— Short problem —
Copy the material that follows word for word and omit its pictures.

======

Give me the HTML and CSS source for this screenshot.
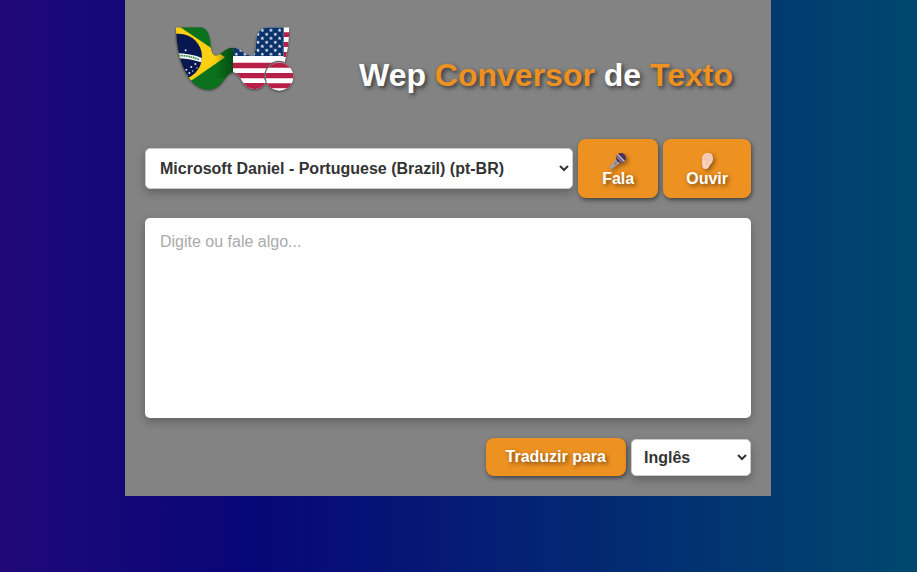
FILE: index.html
```html
<!DOCTYPE html>
<html lang="pt-BR">
<head>
<meta charset="utf-8">
<meta name="viewport" content="width=device-width, initial-scale=1">
<title>Wep Conversor de Texto</title>
<link rel="stylesheet" href="styles.css">
</head>
<body>
<main class="card">
  <header class="header">
    <svg class="logo" viewBox="30 36 360 195" role="img" aria-label="Wep">
      <defs>
        <clipPath id="wing"><path d="M33 37H108Q132 40 136 85C138 116 147 126 158 121C174 112 184 98 203 98C228 98 240 122 262 122C276 116 270 85 276 62Q284 37 310 37H373Q372 100 358 145L303 200C290 226 258 228 240 210C225 192 220 172 203 172C180 172 175 224 130 224C78 224 33 150 33 37Z"/></clipPath>
        <clipPath id="ball"><circle cx="343" cy="185" r="42"/></clipPath>
        <clipPath id="globe"><circle cx="42" cy="125" r="69"/></clipPath>
        <linearGradient id="fold" x1="0" x2="1"><stop offset="0" stop-color="#003a08" stop-opacity="0"/><stop offset="1" stop-color="#002c06" stop-opacity=".55"/></linearGradient>
        <pattern id="stars" width="26" height="24" patternUnits="userSpaceOnUse" x="279" y="39">
          <path fill="#eef3fa" d="M13 1l1.600 3.800 4.200.3-3.200 2.700 1 4.200-3.600-2.300-3.600 2.300 1-4.200-3.200-2.700 4.200-.3z"/>
          <path fill="#eef3fa" d="M0 13l1.600 3.800 4.200.3-3.200 2.700 1 4.200L0 21.700zM26 13l-1.600 3.800-4.200.3 3.200 2.700-1 4.200 3.600-2.300z"/>
        </pattern>
      </defs>
      <g clip-path="url(#wing)">
        <path fill="#0b711c" d="M30 36H204V231H30z"/>
        <path fill="#ffcf12" d="M30 36H45L180 127 76 199 30 225z"/>
        <g clip-path="url(#globe)">
          <path fill="#08174f" d="M30 50H115V200H30z"/>
          <path fill="#f4f7f2" d="M30 115Q72 114 112 129V143Q72 130 30 129z"/>
          <path fill="none" stroke="#3d8c55" stroke-width="5" stroke-dasharray="5 2" d="M42 122Q72 121 102 134"/>
          <g fill="#dce4f5"><circle cx="62" cy="106" r="3"/><circle cx="91" cy="147" r="3"/><circle cx="79" cy="156" r="3"/><circle cx="96" cy="159" r="2"/><circle cx="64" cy="164" r="3"/><circle cx="83" cy="168" r="2"/><circle cx="73" cy="174" r="3"/><circle cx="87" cy="179" r="2"/><circle cx="66" cy="181" r="2"/></g>
        </g>
        <path fill="url(#fold)" d="M150 90H204V190H150z"/>
        <path fill="#fff" d="M204 36H390V231H204z"/>
        <path fill="#b81f46" d="M356 52H390V66H356zM356 81H390V96H356zM356 111H390V126H356zM204 143H390V160H204zM204 174H390V190H204zM204 204H390V224H204z"/>
        <path fill="#0a3268" d="M204 36H356V123H204z"/>
        <path fill="url(#stars)" d="M204 39H354V122H204z"/>
      </g>
      <g clip-path="url(#ball)">
        <path fill="#fff" d="M300 142H390V230H300z"/>
        <path fill="#b81f46" d="M300 142H390V158H300zM300 174H390V190H300zM300 205H390V220H300z"/>
      </g>
      <path d="M358 143A43 43 0 0 0 303 200" fill="none" stroke="#666" stroke-width="4"/>
    </svg>
    <h1 class="title">Wep <span class="accent">Conversor</span> de <span class="accent">Texto</span></h1>
  </header>

  <div class="voice-row">
    <select class="field voice" aria-label="Voz">
      <option>Microsoft Daniel - Portuguese (Brazil) (pt-BR)</option>
    </select>
    <button class="button action" type="button">
      <svg class="icon" viewBox="0 0 18 18" aria-hidden="true">
        <path fill="#a6a09d" d="M8 6L1 14l-1 2 2 1 2-1 8-6z"/>
        <path fill="#77716f" d="M5 12l2-2 1 1-2 2z"/>
        <circle cx="12" cy="6" r="5" fill="#4b315f"/>
        <path fill="#c9c5cf" d="M8 3l1-1 7 7-1 1z"/>
        <path fill="#8b8290" d="M7 5l1-1 6 6-1 1z"/>
      </svg>
      Fala
    </button>
    <button class="button action" type="button">
      <svg class="icon" viewBox="0 0 18 18" aria-hidden="true">
        <path fill="#f8d2bd" d="M4 7C4 3 7 1 10 1c4 0 5 3 5 6 0 4-3 5-4 8-1 2-4 3-6 1-1-2-1-6-1-9z"/>
        <path fill="none" stroke="#ebb9a4" d="M6 8C6 4 8 3 10 3c3 0 3 4 2 6M7 8c2-3 5-1 3 1-2 1 0 2-2 4"/>
      </svg>
      Ouvir
    </button>
  </div>

  <textarea class="text" aria-label="Texto" placeholder="Digite ou fale algo..."></textarea>

  <div class="translate-row">
    <button class="button" type="button">Traduzir para</button>
    <select class="field language" aria-label="Idioma">
      <option>Inglês</option>
    </select>
  </div>
</main>
</body>
</html>
```
FILE: styles.css
```css
* {
  box-sizing: border-box;
}

body {
  margin: 0;
  padding-right: 21px;
  min-height: 100vh;
  font-family: "Liberation Sans", Arial, sans-serif;
  font-size: 16px;
  background: linear-gradient(90deg, #200878 0%, #070678 27%, #00486e 100%);
}

.card {
  max-width: 646px;
  margin: 0 auto;
  padding: 0 20px 20px;
  background: #838383;
}

.header {
  display: flex;
  align-items: center;
  justify-content: space-between;
  padding: 27px 18px 47px 30px;
}

.logo {
  width: 120px;
  height: 65px;
  filter: drop-shadow(0 1px 1px rgba(0, 0, 0, 0.5));
}

.title {
  margin: 30px 0 0;
  font-size: 32px;
  line-height: 32px;
  color: #fff;
  text-shadow: 2px 2px 4px rgba(0, 0, 0, 0.6);
}

.accent {
  color: #ed9121;
}

.voice-row,
.translate-row {
  display: flex;
  align-items: center;
  gap: 5px;
}

.translate-row {
  justify-content: flex-end;
}

.field {
  border: 1px solid #ccc;
  border-radius: 5px;
  background: #fff;
  color: #333;
  font: bold 16px "Liberation Sans", Arial, sans-serif;
  box-shadow: 0 4px 8px rgba(0, 0, 0, 0.25);
}

.voice {
  flex: 1;
  min-width: 0;
  height: 41px;
  padding: 10px;
}

.language {
  width: 120px;
  height: 37px;
  padding: 8px;
}

.button {
  padding: 10px 20px;
  border: 0;
  border-radius: 8px;
  background: #ed9121;
  color: #fff;
  font: bold 16px/18px "Liberation Sans", Arial, sans-serif;
  text-shadow: 2px 2px 4px rgba(0, 0, 0, 0.5);
  box-shadow: 1px 2px 4px rgba(0, 0, 0, 0.5);
}

.action {
  display: flex;
  flex-direction: column;
  align-items: center;
  min-width: 80px;
  padding: 13px 23px 10px;
}

.icon {
  width: 18px;
  height: 18px;
  filter: drop-shadow(2px 2px 2px rgba(0, 0, 0, 0.4));
}

.text {
  display: block;
  width: 100%;
  height: 200px;
  margin: 20px 0;
  padding: 15px;
  border: 0;
  border-radius: 5px;
  background: #fff;
  color: #333;
  font: 16px "Liberation Sans", Arial, sans-serif;
  resize: none;
  box-shadow: 0 4px 8px rgba(0, 0, 0, 0.25);
}

.text::placeholder {
  color: #aaa;
}
```
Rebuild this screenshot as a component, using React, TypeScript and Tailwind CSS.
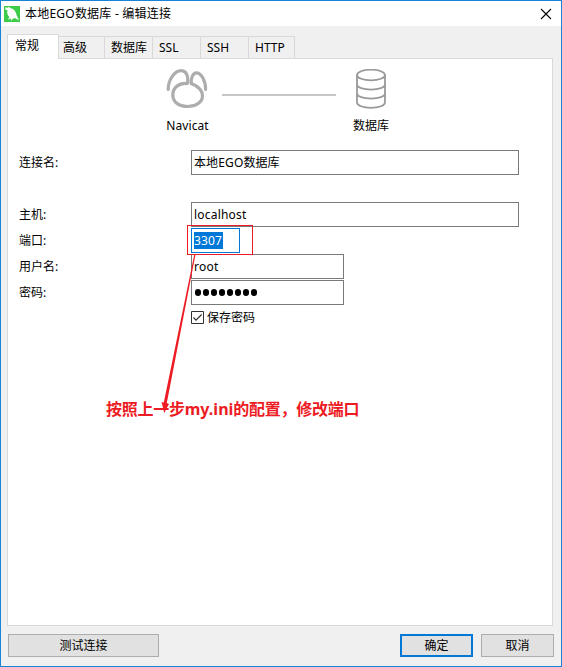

======

— Task result —
Give me the HTML and CSS source for this screenshot.
FILE: index.html
```html
<!DOCTYPE html>
<html lang="pt-BR">
<head>
<meta charset="utf-8">
<meta name="viewport" content="width=device-width, initial-scale=1">
<title>Wep Conversor de Texto</title>
<link rel="stylesheet" href="styles.css">
</head>
<body>
<main class="card">
  <header class="header">
    <svg class="logo" viewBox="30 36 360 195" role="img" aria-label="Wep">
      <defs>
        <clipPath id="wing"><path d="M33 37H108Q132 40 136 85C138 116 147 126 158 121C174 112 184 98 203 98C228 98 240 122 262 122C276 116 270 85 276 62Q284 37 310 37H373Q372 100 358 145L303 200C290 226 258 228 240 210C225 192 220 172 203 172C180 172 175 224 130 224C78 224 33 150 33 37Z"/></clipPath>
        <clipPath id="ball"><circle cx="343" cy="185" r="42"/></clipPath>
        <clipPath id="globe"><circle cx="42" cy="125" r="69"/></clipPath>
        <linearGradient id="fold" x1="0" x2="1"><stop offset="0" stop-color="#003a08" stop-opacity="0"/><stop offset="1" stop-color="#002c06" stop-opacity=".55"/></linearGradient>
        <pattern id="stars" width="26" height="24" patternUnits="userSpaceOnUse" x="279" y="39">
          <path fill="#eef3fa" d="M13 1l1.600 3.800 4.200.3-3.200 2.700 1 4.200-3.600-2.300-3.600 2.300 1-4.200-3.200-2.700 4.200-.3z"/>
          <path fill="#eef3fa" d="M0 13l1.600 3.800 4.200.3-3.200 2.700 1 4.200L0 21.700zM26 13l-1.600 3.800-4.200.3 3.200 2.700-1 4.200 3.600-2.300z"/>
        </pattern>
      </defs>
      <g clip-path="url(#wing)">
        <path fill="#0b711c" d="M30 36H204V231H30z"/>
        <path fill="#ffcf12" d="M30 36H45L180 127 76 199 30 225z"/>
        <g clip-path="url(#globe)">
          <path fill="#08174f" d="M30 50H115V200H30z"/>
          <path fill="#f4f7f2" d="M30 115Q72 114 112 129V143Q72 130 30 129z"/>
          <path fill="none" stroke="#3d8c55" stroke-width="5" stroke-dasharray="5 2" d="M42 122Q72 121 102 134"/>
          <g fill="#dce4f5"><circle cx="62" cy="106" r="3"/><circle cx="91" cy="147" r="3"/><circle cx="79" cy="156" r="3"/><circle cx="96" cy="159" r="2"/><circle cx="64" cy="164" r="3"/><circle cx="83" cy="168" r="2"/><circle cx="73" cy="174" r="3"/><circle cx="87" cy="179" r="2"/><circle cx="66" cy="181" r="2"/></g>
        </g>
        <path fill="url(#fold)" d="M150 90H204V190H150z"/>
        <path fill="#fff" d="M204 36H390V231H204z"/>
        <path fill="#b81f46" d="M356 52H390V66H356zM356 81H390V96H356zM356 111H390V126H356zM204 143H390V160H204zM204 174H390V190H204zM204 204H390V224H204z"/>
        <path fill="#0a3268" d="M204 36H356V123H204z"/>
        <path fill="url(#stars)" d="M204 39H354V122H204z"/>
      </g>
      <g clip-path="url(#ball)">
        <path fill="#fff" d="M300 142H390V230H300z"/>
        <path fill="#b81f46" d="M300 142H390V158H300zM300 174H390V190H300zM300 205H390V220H300z"/>
      </g>
      <path d="M358 143A43 43 0 0 0 303 200" fill="none" stroke="#666" stroke-width="4"/>
    </svg>
    <h1 class="title">Wep <span class="accent">Conversor</span> de <span class="accent">Texto</span></h1>
  </header>

  <div class="voice-row">
    <select class="field voice" aria-label="Voz">
      <option>Microsoft Daniel - Portuguese (Brazil) (pt-BR)</option>
    </select>
    <button class="button action" type="button">
      <svg class="icon" viewBox="0 0 18 18" aria-hidden="true">
        <path fill="#a6a09d" d="M8 6L1 14l-1 2 2 1 2-1 8-6z"/>
        <path fill="#77716f" d="M5 12l2-2 1 1-2 2z"/>
        <circle cx="12" cy="6" r="5" fill="#4b315f"/>
        <path fill="#c9c5cf" d="M8 3l1-1 7 7-1 1z"/>
        <path fill="#8b8290" d="M7 5l1-1 6 6-1 1z"/>
      </svg>
      Fala
    </button>
    <button class="button action" type="button">
      <svg class="icon" viewBox="0 0 18 18" aria-hidden="true">
        <path fill="#f8d2bd" d="M4 7C4 3 7 1 10 1c4 0 5 3 5 6 0 4-3 5-4 8-1 2-4 3-6 1-1-2-1-6-1-9z"/>
        <path fill="none" stroke="#ebb9a4" d="M6 8C6 4 8 3 10 3c3 0 3 4 2 6M7 8c2-3 5-1 3 1-2 1 0 2-2 4"/>
      </svg>
      Ouvir
    </button>
  </div>

  <textarea class="text" aria-label="Texto" placeholder="Digite ou fale algo..."></textarea>

  <div class="translate-row">
    <button class="button" type="button">Traduzir para</button>
    <select class="field language" aria-label="Idioma">
      <option>Inglês</option>
    </select>
  </div>
</main>
</body>
</html>
```
FILE: styles.css
```css
* {
  box-sizing: border-box;
}

body {
  margin: 0;
  padding-right: 21px;
  min-height: 100vh;
  font-family: "Liberation Sans", Arial, sans-serif;
  font-size: 16px;
  background: linear-gradient(90deg, #200878 0%, #070678 27%, #00486e 100%);
}

.card {
  max-width: 646px;
  margin: 0 auto;
  padding: 0 20px 20px;
  background: #838383;
}

.header {
  display: flex;
  align-items: center;
  justify-content: space-between;
  padding: 27px 18px 47px 30px;
}

.logo {
  width: 120px;
  height: 65px;
  filter: drop-shadow(0 1px 1px rgba(0, 0, 0, 0.5));
}

.title {
  margin: 30px 0 0;
  font-size: 32px;
  line-height: 32px;
  color: #fff;
  text-shadow: 2px 2px 4px rgba(0, 0, 0, 0.6);
}

.accent {
  color: #ed9121;
}

.voice-row,
.translate-row {
  display: flex;
  align-items: center;
  gap: 5px;
}

.translate-row {
  justify-content: flex-end;
}

.field {
  border: 1px solid #ccc;
  border-radius: 5px;
  background: #fff;
  color: #333;
  font: bold 16px "Liberation Sans", Arial, sans-serif;
  box-shadow: 0 4px 8px rgba(0, 0, 0, 0.25);
}

.voice {
  flex: 1;
  min-width: 0;
  height: 41px;
  padding: 10px;
}

.language {
  width: 120px;
  height: 37px;
  padding: 8px;
}

.button {
  padding: 10px 20px;
  border: 0;
  border-radius: 8px;
  background: #ed9121;
  color: #fff;
  font: bold 16px/18px "Liberation Sans", Arial, sans-serif;
  text-shadow: 2px 2px 4px rgba(0, 0, 0, 0.5);
  box-shadow: 1px 2px 4px rgba(0, 0, 0, 0.5);
}

.action {
  display: flex;
  flex-direction: column;
  align-items: center;
  min-width: 80px;
  padding: 13px 23px 10px;
}

.icon {
  width: 18px;
  height: 18px;
  filter: drop-shadow(2px 2px 2px rgba(0, 0, 0, 0.4));
}

.text {
  display: block;
  width: 100%;
  height: 200px;
  margin: 20px 0;
  padding: 15px;
  border: 0;
  border-radius: 5px;
  background: #fff;
  color: #333;
  font: 16px "Liberation Sans", Arial, sans-serif;
  resize: none;
  box-shadow: 0 4px 8px rgba(0, 0, 0, 0.25);
}

.text::placeholder {
  color: #aaa;
}
```
Rebuild this screenshot as a component, using React, TypeScript and Tailwind CSS.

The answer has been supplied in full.